▶ **Required task**: The line containing "import React from" marks the end: extract everything from the first line of the data through that line, exactly, with no pictures.

* Begin Provided data *

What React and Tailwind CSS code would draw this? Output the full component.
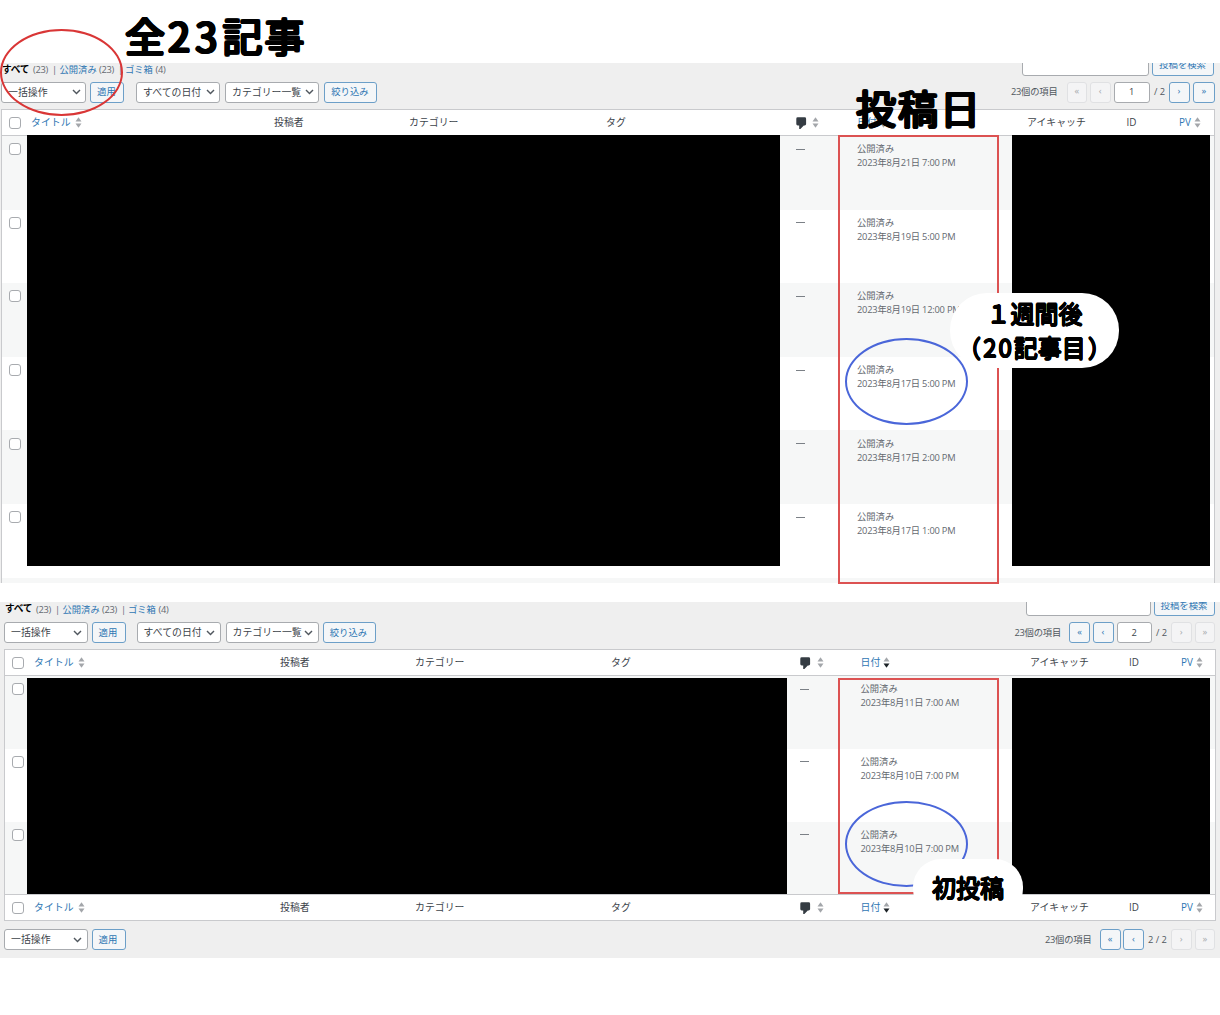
import React from "react";

function Select({ label, className }) {
  return (
    <div className={`flex h-[21px] items-center justify-between rounded-[3px] border border-[#a8abaf] bg-white pl-[6px] pr-[4.5px] text-[9.9px] text-[#3c434a] ${className}`}>
      <span className="whitespace-nowrap">{label}</span>
      <svg className="h-[6px] w-[9px] shrink-0" viewBox="0 0 9 6" fill="none" stroke="#50575e" strokeWidth="1.4">
        <path d="M1 1l3.5 3.6L8 1" />
      </svg>
    </div>
  );
}

function Button({ children, className }) {
  return (
    <div className={`flex h-[21px] items-center justify-center whitespace-nowrap rounded-[3px] border border-[#6c9fc8] bg-[#f4f6f8] pr-px pt-px text-[9.4px] text-[#2f77b3] ${className}`}>
      {children}
    </div>
  );
}

function PageButton({ glyph, disabled, className }) {
  return (
    <div
      className={`flex h-[21px] shrink-0 items-center justify-center rounded-[3px] border pb-px text-[9.5px] ${
        disabled ? "border-[#e0e1e3] bg-[#f4f4f5] text-[#a7aaad]" : "border-[#6c9fc8] bg-[#f4f6f8] text-[#2f77b3]"
      } ${className}`}
    >
      {glyph}
    </div>
  );
}

function PageInput({ value, className }) {
  return (
    <div className={`ml-[3px] flex h-[21px] items-center justify-center rounded-[3px] border border-[#a8abaf] bg-white text-[#3c434a] ${className}`}>
      {value}
    </div>
  );
}

function Sort({ active }) {
  return (
    <svg className="h-[11px] w-[7px] shrink-0" viewBox="0 0 7 11">
      <path d="M3.5 0.3L6.5 4.5H0.5z" fill="#a3a6aa" />
      <path d="M3.5 10.7L6.5 6.5H0.5z" fill={active ? "#1d2327" : "#a3a6aa"} />
    </svg>
  );
}

function Checkbox() {
  return <span className="block h-[12px] w-[12px] rounded-[3px] border border-[#a8abaf] bg-white" />;
}

function Bubble() {
  return (
    <svg className="h-[12px] w-[11px] shrink-0" viewBox="0 0 11 12" fill="#353c43">
      <path d="M1.7 0.3h7q1.4 0 1.4 1.4v5.4q0 1.4-1.4 1.4H7.8L4.4 11.9H3.2V8.5H1.7Q.3 8.5.3 7.1V1.7Q.3.3 1.7.3z" />
    </svg>
  );
}

function Views({ className }) {
  return (
    <div className={`flex h-[14px] items-center whitespace-nowrap text-[9.3px] text-[#646970] ${className}`}>
      <b className="w-[31px] text-[9.7px] tracking-[-0.3px] text-black">すべて</b>
      <span className="w-[19px] tracking-[-0.3px]">(23)</span>
      <span className="w-[7.5px]">|</span>
      <span className="w-[39.5px] text-[#2f77b3]">公開済み</span>
      <span className="w-[19px] tracking-[-0.3px]">(23)</span>
      <span className="w-[7px]">|</span>
      <span className="w-[30.5px] text-[#2f77b3]">ゴミ箱</span>
      <span className="tracking-[-0.3px]">(4)</span>
    </div>
  );
}

function HeadRow({ cols, border, sorted, className }) {
  return (
    <div className={`grid items-center border-[#c9cacd] bg-white text-[9.9px] text-[#3c434a] ${cols} ${border} ${className}`}>
      <div className="pl-[7px]"><Checkbox /></div>
      <div className="flex items-center gap-[4px] text-[#2f77b3]"><span>タイトル</span><Sort /></div>
      <div>投稿者</div>
      <div>カテゴリー</div>
      <div>タグ</div>
      <div className="flex items-center gap-[5.5px]"><Bubble /><Sort /></div>
      <div className="flex items-center gap-[3px] text-[#2f77b3]"><span>日付</span><Sort active={sorted} /></div>
      <div className="whitespace-nowrap">アイキャッチ</div>
      <div>ID</div>
      <div className="flex items-center gap-[3.5px] text-[#2f77b3]"><span>PV</span><Sort /></div>
    </div>
  );
}

function PostRow({ cols, date, shaded, className }) {
  return (
    <div className={`grid items-start ${shaded ? "bg-[#f6f7f7]" : "bg-white"} ${cols} ${className}`}>
      <div className="pl-[7px] pt-[1px]"><Checkbox /></div>
      <div className="col-span-4" />
      <div className="flex h-[14px] items-center"><span className="h-px w-[9px] bg-[#7b8086]" /></div>
      <div className="whitespace-nowrap text-[9.3px] leading-[14px] text-[#646970]">
        <div>公開済み</div>
        <div className="tracking-[-0.22px]">{date}</div>
      </div>
    </div>
  );
}

const colsA = "grid-cols-[29px_243px_135px_197px_189.5px_61.5px_170px_99.5px_52.5px_1fr]";
const colsB = "grid-cols-[29px_246px_135px_196px_189px_60.5px_169.5px_99px_52px_1fr]";

const postsA = [
  "2023年8月21日 7:00 PM",
  "2023年8月19日 5:00 PM",
  "2023年8月19日 12:00 PM",
  "2023年8月17日 5:00 PM",
  "2023年8月17日 2:00 PM",
  "2023年8月17日 1:00 PM",
];
const postsB = ["2023年8月11日 7:00 AM", "2023年8月10日 7:00 PM", "2023年8月10日 7:00 PM"];

function PanelA() {
  return (
    <section className="h-[520px] overflow-hidden bg-[#efefef]">
      <div className="flex h-[18px] items-start pr-[6px]">
        <Views className="ml-[2px]" />
        <div className="-mt-[8.5px] ml-auto h-[21px] w-[127px] rounded-[3px] border border-[#a8abaf] bg-white" />
        <Button className="-mt-[8.5px] ml-[3px] w-[62px]">投稿を検索</Button>
      </div>
      <div className="mt-[0.5px] flex h-[21px] items-center pl-px pr-[5.5px] text-[9.3px] text-[#50575e]">
        <Select label="一括操作" className="w-[85px]" />
        <Button className="ml-[4px] w-[34px]">適用</Button>
        <Select label="すべての日付" className="ml-[12px] w-[84px]" />
        <Select label="カテゴリー一覧" className="ml-[5px] w-[94px]" />
        <Button className="ml-[5px] w-[53px]">絞り込み</Button>
        <span className="ml-auto tracking-[-0.2px]">23個の項目</span>
        <PageButton glyph="«" disabled className="ml-[9px] w-[20.5px]" />
        <PageButton glyph="‹" disabled className="ml-[3px] w-[20.5px]" />
        <PageInput value="1" className="w-[36.5px]" />
        <span className="ml-[4px] w-[14.5px] whitespace-nowrap">/ 2</span>
        <PageButton glyph="›" className="w-[21px]" />
        <PageButton glyph="»" className="ml-[3.5px] w-[21.5px]" />
      </div>
      <div className="ml-px mr-[5px] mt-[6.5px] h-[474px] border-x border-t border-[#c9cacd]">
        <HeadRow cols={colsA} border="border-b" className="h-[26px]" />
        {postsA.map((d, i) => (
          <PostRow key={d} cols={colsA} date={d} shaded={i % 2 === 0} className="h-[73.6px] pt-[6.3px]" />
        ))}
        <div className="h-[8px] bg-[#f6f7f7]" />
      </div>
    </section>
  );
}

function PanelB() {
  return (
    <section className="mt-[19px] h-[356px] overflow-hidden bg-[#efefef]">
      <div className="flex h-[20px] items-start pr-[5px]">
        <Views className="ml-[5px] mt-[0.5px]" />
        <div className="-mt-[7px] ml-auto h-[21px] w-[125px] rounded-[3px] border border-[#a8abaf] bg-white" />
        <Button className="-mt-[7px] ml-[3px] w-[61px]">投稿を検索</Button>
      </div>
      <div className="flex h-[21px] items-center pl-[4px] pr-[5px] text-[9.3px] text-[#50575e]">
        <Select label="一括操作" className="w-[83.5px]" />
        <Button className="ml-[4px] w-[34px]">適用</Button>
        <Select label="すべての日付" className="ml-[11px] w-[84px]" />
        <Select label="カテゴリー一覧" className="ml-[5px] w-[93px]" />
        <Button className="ml-[4px] w-[53px]">絞り込み</Button>
        <span className="ml-auto tracking-[-0.2px]">23個の項目</span>
        <PageButton glyph="«" className="ml-[8px] w-[21px]" />
        <PageButton glyph="‹" className="ml-[2.5px] w-[21px]" />
        <PageInput value="2" className="w-[35.5px]" />
        <span className="ml-[4px] w-[15px] whitespace-nowrap">/ 2</span>
        <PageButton glyph="›" disabled className="w-[20.5px]" />
        <PageButton glyph="»" disabled className="ml-[3px] w-[20.5px]" />
      </div>
      <div className="ml-[4px] mr-[4px] mt-[6px] h-[272px] border border-[#c9cacd]">
        <HeadRow cols={colsB} border="border-b" sorted className="h-[26px]" />
        {postsB.map((d, i) => (
          <PostRow key={i} cols={colsB} date={d} shaded={i % 2 === 0} className="h-[72.8px] pt-[6px]" />
        ))}
        <HeadRow cols={colsB} border="border-t" sorted className="h-[26px]" />
      </div>
      <div className="mt-[8px] flex h-[21px] items-center pl-[4px] pr-[5px] text-[9.3px] text-[#50575e]">
        <Select label="一括操作" className="w-[83.5px]" />
        <Button className="ml-[4px] w-[34px]">適用</Button>
        <span className="ml-auto tracking-[-0.2px]">23個の項目</span>
        <PageButton glyph="«" className="ml-[8px] w-[21px]" />
        <PageButton glyph="‹" className="ml-[2.5px] w-[21px]" />
        <span className="ml-[4px] w-[23px] whitespace-nowrap">2 / 2</span>
        <PageButton glyph="›" disabled className="w-[20.5px]" />
        <PageButton glyph="»" disabled className="ml-[3px] w-[20.5px]" />
      </div>
    </section>
  );
}

/* Shadows placed on a small circle thicken the strokes and round their ends. */
const roundLarge =
  "[text-shadow:1.4px_0_#000,-1.4px_0_#000,0_1.4px_#000,0_-1.4px_#000,1px_1px_#000,-1px_1px_#000,1px_-1px_#000,-1px_-1px_#000]";
const roundSmall =
  "[text-shadow:0.7px_0_#000,-0.7px_0_#000,0_0.7px_#000,0_-0.7px_#000,0.5px_0.5px_#000,-0.5px_0.5px_#000,0.5px_-0.5px_#000,-0.5px_-0.5px_#000]";

export default function App() {
  return (
    <main className="relative h-[1015px] w-[1220px] overflow-hidden bg-white pt-[63px] font-['Open_Sans','Noto_Sans_CJK_JP',sans-serif]">
      <PanelA />
      <PanelB />

      {/* Redacted regions */}
      <div className="absolute left-[27px] top-[135px] h-[431px] w-[753px] bg-black" />
      <div className="absolute left-[1012px] top-[135px] h-[431px] w-[198px] bg-black" />
      <div className="absolute left-[27px] top-[678px] h-[216px] w-[760px] bg-black" />
      <div className="absolute left-[1012px] top-[678px] h-[216px] w-[198px] bg-black" />

      {/* Highlights */}
      <div className="absolute left-[838px] top-[135px] h-[449px] w-[161px] border-2 border-[#dc5252]" />
      <div className="absolute left-[838px] top-[678px] h-[216px] w-[161px] border-2 border-[#dc5252]" />
      <div className="absolute left-0 top-[29px] h-[87px] w-[123px] rounded-[50%] border-2 border-[#d93636]" />
      <div className="absolute left-[845px] top-[338px] h-[87px] w-[123px] rounded-[50%] border-2 border-[#4a66d9]" />
      <div className="absolute left-[845px] top-[801px] h-[86px] w-[123px] rounded-[50%] border-2 border-[#4a66d9]" />

      {/* Captions */}
      <div className={`absolute left-[125px] top-[5px] whitespace-nowrap font-['Noto_Sans_CJK_JP',sans-serif] text-[40px] leading-[60px] text-black ${roundLarge}`}>
        全<span className="pl-[3px] tracking-[5px]">23</span>記<span className="pl-[2px]">事</span>
      </div>
      <div className={`absolute left-[856px] top-[77px] whitespace-nowrap font-['Noto_Sans_CJK_JP',sans-serif] text-[40px] leading-[60px] tracking-[2px] text-black ${roundLarge}`}>
        投稿日
      </div>
      <div className={`absolute left-[950px] top-[293px] h-[75px] w-[169px] rounded-[37px] bg-white pt-[3px] text-center font-['Noto_Sans_CJK_JP',sans-serif] text-[24px] leading-[33.5px] text-black ${roundSmall}`}>
        <div className="whitespace-nowrap">１週間後</div>
        <div className="whitespace-nowrap"><span className="pr-[2px]">（</span><span className="tracking-[2px]">20</span>記事目<span className="pl-[2px]">）</span></div>
      </div>
      <div className={`absolute left-[913px] top-[859px] flex h-[58px] w-[110px] justify-center rounded-[28px] bg-white pt-[10.5px] font-['Noto_Sans_CJK_JP',sans-serif] text-[24px] leading-[34px] text-black ${roundSmall}`}>
        初投稿
      </div>
    </main>
  );
}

* End Provided data *

▶ **Result of this exercise**:
What React and Tailwind CSS code would draw this? Output the full component.
import React from "react";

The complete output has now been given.